— Your task —
Each line of the material must be repeated precisely, with the pictures left out.

— Data lines —
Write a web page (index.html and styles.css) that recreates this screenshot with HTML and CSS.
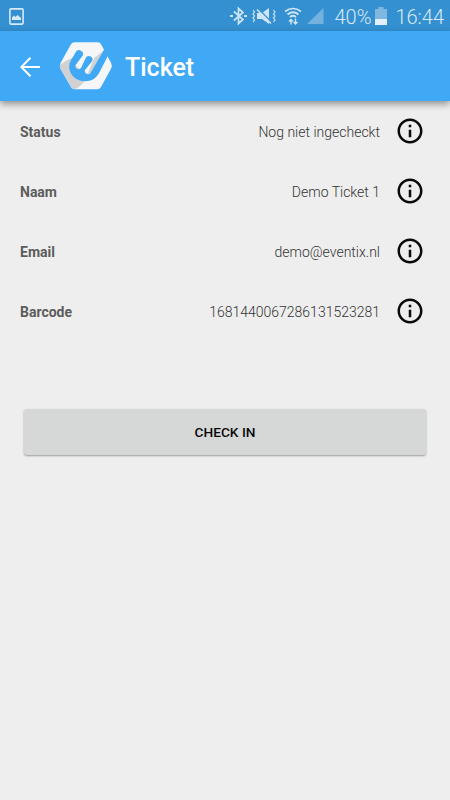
FILE: index.html
```html
<!DOCTYPE html>
<html lang="nl">
<head>
  <meta charset="UTF-8" />
  <meta name="viewport" content="width=device-width, initial-scale=1" />
  <title>Ticket</title>
  <link rel="stylesheet" href="styles.css">
</head>
<body>

  <!-- Status bar -->
  <div class="statusbar">
    <svg class="picture" width="15" height="17" viewBox="0 0 15 17">
      <rect x="0.9" y="0.9" width="13.2" height="15.2" rx="1" fill="none" stroke="#d6e9f5" stroke-width="1.6" />
      <path d="M3 12V9.5l2-2 1.5 1.4L8.5 7l3.5 3v2z" fill="#d6e9f5" />
    </svg>
    <svg width="104" height="20" viewBox="0 0 104 20" fill="none" stroke="#cfe5f5">
      <!-- bluetooth -->
      <path d="M4 5.5l9 8-4.500 4V2.500l4.500 4-9 8" stroke-width="1.7" />
      <path d="M0 10h3M14 10h3" stroke-width="2.200" />
      <!-- sound off -->
      <path d="M27 7h5l7-5v16l-7-5h-5z" fill="#cfe5f5" stroke="none" />
      <path d="M28 2.500l15 15" stroke="#3490d0" stroke-width="1.200" />
      <path d="M27 3.500l14 14" stroke-width="1.500" />
      <path d="M23 4l1.500 2-1.500 2 1.500 2-1.500 2 1.500 2-1.500 2M43.500 4l1.500 2-1.500 2 1.500 2-1.500 2 1.500 2-1.500 2" stroke-width="1.200" />
      <!-- wifi -->
      <path d="M55 5.500q8-6 16 0M57.500 8.500q5.500-4.500 11 0M60 11q3-2.500 6 0" stroke-width="1.700" />
      <path d="M61 18.500v-5M59 15.500l2-2 2 2M65.500 12.500v5.500M63.500 16l2 2 2-2" stroke-width="1.400" />
      <!-- signal -->
      <path d="M93.500 2v16H77z" fill="#73b2de" stroke="none" />
    </svg>
    <span class="percent">40%</span>
    <svg class="battery" width="12" height="18" viewBox="0 0 12 18">
      <path d="M0 2h3.500V0h5v2H12v16H0z" fill="#7eb8e1" />
      <path d="M0 12h12v6H0z" fill="#e3f0f9" />
    </svg>
    <span class="time">16:44</span>
  </div>

  <!-- Header -->
  <header class="header">
    <svg class="back" width="20" height="20" viewBox="0 0 20 20" fill="none" stroke="#fff" stroke-width="2">
      <path d="M20 10H1.500M10.500 0.700L1.300 10l9.200 9.300" />
    </svg>
    <svg class="logo" width="54" height="50" viewBox="28 23 162 150">
      <path d="M76 27H144Q151 27 155 34L184 88Q189 97 184 106L154 161Q150 168 143 168H76Q68 168 64 161L33 107Q28 97 33 88L63 34Q67 27 76 27Z" fill="#f5f6f7" />
      <path d="M31 94Q50 80 82 68L105 144Q93 158 78 168H76Q68 168 64 161L33 107Q29 99 31 94Z" fill="#d0d1d3" />
      <path d="M78 95L98 68L112 76L92 112Z" fill="#f5f6f7" />
      <path d="M164 50L134 74L113 124L124 118Z" fill="#d0d1d3" />
      <path d="M164 48L123 118A9.500 9.500 0 0 1 106 110L128 83A11 11 0 0 0 107 76L95 102A9 9 0 0 1 78 94L99 67A11.500 11.500 0 0 0 77 58L64 81C48 109 70 144 106 144C130 144 142 132 151 114L174 69L190 38Z" fill="#3fa9f5" />
    </svg>
    <h1>Ticket</h1>
  </header>

  <!-- Ticket details -->
  <main>
    <div class="row">
      <b>Status</b>
      <span>Nog niet ingecheckt</span>
      <svg class="info" viewBox="0 0 24 24"><path d="M11 17h2v-6h-2v6zm1-15C6.480 2 2 6.480 2 12s4.480 10 10 10 10-4.480 10-10S17.520 2 12 2zm0 18c-4.410 0-8-3.590-8-8s3.590-8 8-8 8 3.590 8 8-3.590 8-8 8zM11 9h2V7h-2v2z" /></svg>
    </div>
    <div class="row">
      <b>Naam</b>
      <span>Demo Ticket 1</span>
      <svg class="info" viewBox="0 0 24 24"><path d="M11 17h2v-6h-2v6zm1-15C6.480 2 2 6.480 2 12s4.480 10 10 10 10-4.480 10-10S17.520 2 12 2zm0 18c-4.410 0-8-3.590-8-8s3.590-8 8-8 8 3.590 8 8-3.590 8-8 8zM11 9h2V7h-2v2z" /></svg>
    </div>
    <div class="row">
      <b>Email</b>
      <span>demo@eventix.nl</span>
      <svg class="info" viewBox="0 0 24 24"><path d="M11 17h2v-6h-2v6zm1-15C6.480 2 2 6.480 2 12s4.480 10 10 10 10-4.480 10-10S17.520 2 12 2zm0 18c-4.410 0-8-3.590-8-8s3.590-8 8-8 8 3.590 8 8-3.590 8-8 8zM11 9h2V7h-2v2z" /></svg>
    </div>
    <div class="row">
      <b>Barcode</b>
      <span>1681440067286131523281</span>
      <svg class="info" viewBox="0 0 24 24"><path d="M11 17h2v-6h-2v6zm1-15C6.480 2 2 6.480 2 12s4.480 10 10 10 10-4.480 10-10S17.520 2 12 2zm0 18c-4.410 0-8-3.590-8-8s3.590-8 8-8 8 3.590 8 8-3.590 8-8 8zM11 9h2V7h-2v2z" /></svg>
    </div>
    <button class="checkin">CHECK IN</button>
  </main>

</body>
</html>
```
FILE: styles.css
```css
* {
  box-sizing: border-box;
}

body {
  margin: 0;
  height: 100vh;
  background: #eeeeee;
  color: #5c5c5c;
  font-family: Roboto, sans-serif;
  overflow: hidden;
}

.statusbar {
  display: flex;
  align-items: center;
  height: 31px;
  padding: 1px 6px 0 9px;
  background: #3490d0;
  color: #d9eaf6;
  font-size: 20px;
  font-weight: 300;
}

.picture {
  margin-right: auto;
}

.percent {
  margin-left: 0;
}

.percent,
.time {
  padding-top: 2px;
}

.battery {
  margin: 0 8px 0 4px;
}

.header {
  display: flex;
  align-items: center;
  height: 70px;
  padding-left: 20px;
  background: #3fa9f5;
  color: #fff;
  box-shadow: 0 3px 7px rgba(0, 0, 0, 0.4);
}

.back {
  margin-top: 1px;
}

.logo {
  margin-left: 19px;
}

h1 {
  margin: 2px 0 0 12px;
  font-size: 25px;
  font-weight: 500;
}

.row {
  display: flex;
  align-items: center;
  height: 60px;
  padding: 0 25px 0 20px;
  font-size: 14px;
}

.row b,
.row span {
  padding-top: 2px;
}

.row span {
  margin-left: auto;
  color: #333;
  font-weight: 300;
}

.info {
  width: 30px;
  height: 30px;
  margin-left: 15px;
  fill: #0a0a0a;
}

.checkin {
  display: block;
  width: 402px;
  height: 46px;
  margin: 68px auto 0;
  padding: 0;
  border: none;
  border-radius: 3px;
  background: #d6d8d7;
  box-shadow: 0 1px 2px rgba(0, 0, 0, 0.35);
  color: #0a0a0a;
  font-family: inherit;
  font-size: 13.7px;
  font-weight: 500;
}
```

— Solution below —
Write a web page (index.html and styles.css) that recreates this screenshot with HTML and CSS.
FILE: index.html
```html
<!DOCTYPE html>
<html lang="nl">
<head>
  <meta charset="UTF-8" />
  <meta name="viewport" content="width=device-width, initial-scale=1" />
  <title>Ticket</title>
  <link rel="stylesheet" href="styles.css">
</head>
<body>

  <!-- Status bar -->
  <div class="statusbar">
    <svg class="picture" width="15" height="17" viewBox="0 0 15 17">
      <rect x="0.9" y="0.9" width="13.2" height="15.2" rx="1" fill="none" stroke="#d6e9f5" stroke-width="1.6" />
      <path d="M3 12V9.5l2-2 1.5 1.4L8.5 7l3.5 3v2z" fill="#d6e9f5" />
    </svg>
    <svg width="104" height="20" viewBox="0 0 104 20" fill="none" stroke="#cfe5f5">
      <!-- bluetooth -->
      <path d="M4 5.5l9 8-4.500 4V2.500l4.500 4-9 8" stroke-width="1.7" />
      <path d="M0 10h3M14 10h3" stroke-width="2.200" />
      <!-- sound off -->
      <path d="M27 7h5l7-5v16l-7-5h-5z" fill="#cfe5f5" stroke="none" />
      <path d="M28 2.500l15 15" stroke="#3490d0" stroke-width="1.200" />
      <path d="M27 3.500l14 14" stroke-width="1.500" />
      <path d="M23 4l1.500 2-1.500 2 1.500 2-1.500 2 1.500 2-1.500 2M43.500 4l1.500 2-1.500 2 1.500 2-1.500 2 1.500 2-1.500 2" stroke-width="1.200" />
      <!-- wifi -->
      <path d="M55 5.500q8-6 16 0M57.500 8.500q5.500-4.500 11 0M60 11q3-2.500 6 0" stroke-width="1.700" />
      <path d="M61 18.500v-5M59 15.500l2-2 2 2M65.500 12.500v5.500M63.500 16l2 2 2-2" stroke-width="1.400" />
      <!-- signal -->
      <path d="M93.500 2v16H77z" fill="#73b2de" stroke="none" />
    </svg>
    <span class="percent">40%</span>
    <svg class="battery" width="12" height="18" viewBox="0 0 12 18">
      <path d="M0 2h3.500V0h5v2H12v16H0z" fill="#7eb8e1" />
      <path d="M0 12h12v6H0z" fill="#e3f0f9" />
    </svg>
    <span class="time">16:44</span>
  </div>

  <!-- Header -->
  <header class="header">
    <svg class="back" width="20" height="20" viewBox="0 0 20 20" fill="none" stroke="#fff" stroke-width="2">
      <path d="M20 10H1.500M10.500 0.700L1.300 10l9.200 9.300" />
    </svg>
    <svg class="logo" width="54" height="50" viewBox="28 23 162 150">
      <path d="M76 27H144Q151 27 155 34L184 88Q189 97 184 106L154 161Q150 168 143 168H76Q68 168 64 161L33 107Q28 97 33 88L63 34Q67 27 76 27Z" fill="#f5f6f7" />
      <path d="M31 94Q50 80 82 68L105 144Q93 158 78 168H76Q68 168 64 161L33 107Q29 99 31 94Z" fill="#d0d1d3" />
      <path d="M78 95L98 68L112 76L92 112Z" fill="#f5f6f7" />
      <path d="M164 50L134 74L113 124L124 118Z" fill="#d0d1d3" />
      <path d="M164 48L123 118A9.500 9.500 0 0 1 106 110L128 83A11 11 0 0 0 107 76L95 102A9 9 0 0 1 78 94L99 67A11.500 11.500 0 0 0 77 58L64 81C48 109 70 144 106 144C130 144 142 132 151 114L174 69L190 38Z" fill="#3fa9f5" />
    </svg>
    <h1>Ticket</h1>
  </header>

  <!-- Ticket details -->
  <main>
    <div class="row">
      <b>Status</b>
      <span>Nog niet ingecheckt</span>
      <svg class="info" viewBox="0 0 24 24"><path d="M11 17h2v-6h-2v6zm1-15C6.480 2 2 6.480 2 12s4.480 10 10 10 10-4.480 10-10S17.520 2 12 2zm0 18c-4.410 0-8-3.590-8-8s3.590-8 8-8 8 3.590 8 8-3.590 8-8 8zM11 9h2V7h-2v2z" /></svg>
    </div>
    <div class="row">
      <b>Naam</b>
      <span>Demo Ticket 1</span>
      <svg class="info" viewBox="0 0 24 24"><path d="M11 17h2v-6h-2v6zm1-15C6.480 2 2 6.480 2 12s4.480 10 10 10 10-4.480 10-10S17.520 2 12 2zm0 18c-4.410 0-8-3.590-8-8s3.590-8 8-8 8 3.590 8 8-3.590 8-8 8zM11 9h2V7h-2v2z" /></svg>
    </div>
    <div class="row">
      <b>Email</b>
      <span>demo@eventix.nl</span>
      <svg class="info" viewBox="0 0 24 24"><path d="M11 17h2v-6h-2v6zm1-15C6.480 2 2 6.480 2 12s4.480 10 10 10 10-4.480 10-10S17.520 2 12 2zm0 18c-4.410 0-8-3.590-8-8s3.590-8 8-8 8 3.590 8 8-3.590 8-8 8zM11 9h2V7h-2v2z" /></svg>
    </div>
    <div class="row">
      <b>Barcode</b>
      <span>1681440067286131523281</span>
      <svg class="info" viewBox="0 0 24 24"><path d="M11 17h2v-6h-2v6zm1-15C6.480 2 2 6.480 2 12s4.480 10 10 10 10-4.480 10-10S17.520 2 12 2zm0 18c-4.410 0-8-3.590-8-8s3.590-8 8-8 8 3.590 8 8-3.590 8-8 8zM11 9h2V7h-2v2z" /></svg>
    </div>
    <button class="checkin">CHECK IN</button>
  </main>

</body>
</html>
```
FILE: styles.css
```css
* {
  box-sizing: border-box;
}

body {
  margin: 0;
  height: 100vh;
  background: #eeeeee;
  color: #5c5c5c;
  font-family: Roboto, sans-serif;
  overflow: hidden;
}

.statusbar {
  display: flex;
  align-items: center;
  height: 31px;
  padding: 1px 6px 0 9px;
  background: #3490d0;
  color: #d9eaf6;
  font-size: 20px;
  font-weight: 300;
}

.picture {
  margin-right: auto;
}

.percent {
  margin-left: 0;
}

.percent,
.time {
  padding-top: 2px;
}

.battery {
  margin: 0 8px 0 4px;
}

.header {
  display: flex;
  align-items: center;
  height: 70px;
  padding-left: 20px;
  background: #3fa9f5;
  color: #fff;
  box-shadow: 0 3px 7px rgba(0, 0, 0, 0.4);
}

.back {
  margin-top: 1px;
}

.logo {
  margin-left: 19px;
}

h1 {
  margin: 2px 0 0 12px;
  font-size: 25px;
  font-weight: 500;
}

.row {
  display: flex;
  align-items: center;
  height: 60px;
  padding: 0 25px 0 20px;
  font-size: 14px;
}

.row b,
.row span {
  padding-top: 2px;
}

.row span {
  margin-left: auto;
  color: #333;
  font-weight: 300;
}

.info {
  width: 30px;
  height: 30px;
  margin-left: 15px;
  fill: #0a0a0a;
}

.checkin {
  display: block;
  width: 402px;
  height: 46px;
  margin: 68px auto 0;
  padding: 0;
  border: none;
  border-radius: 3px;
  background: #d6d8d7;
  box-shadow: 0 1px 2px rgba(0, 0, 0, 0.35);
  color: #0a0a0a;
  font-family: inherit;
  font-size: 13.7px;
  font-weight: 500;
}
```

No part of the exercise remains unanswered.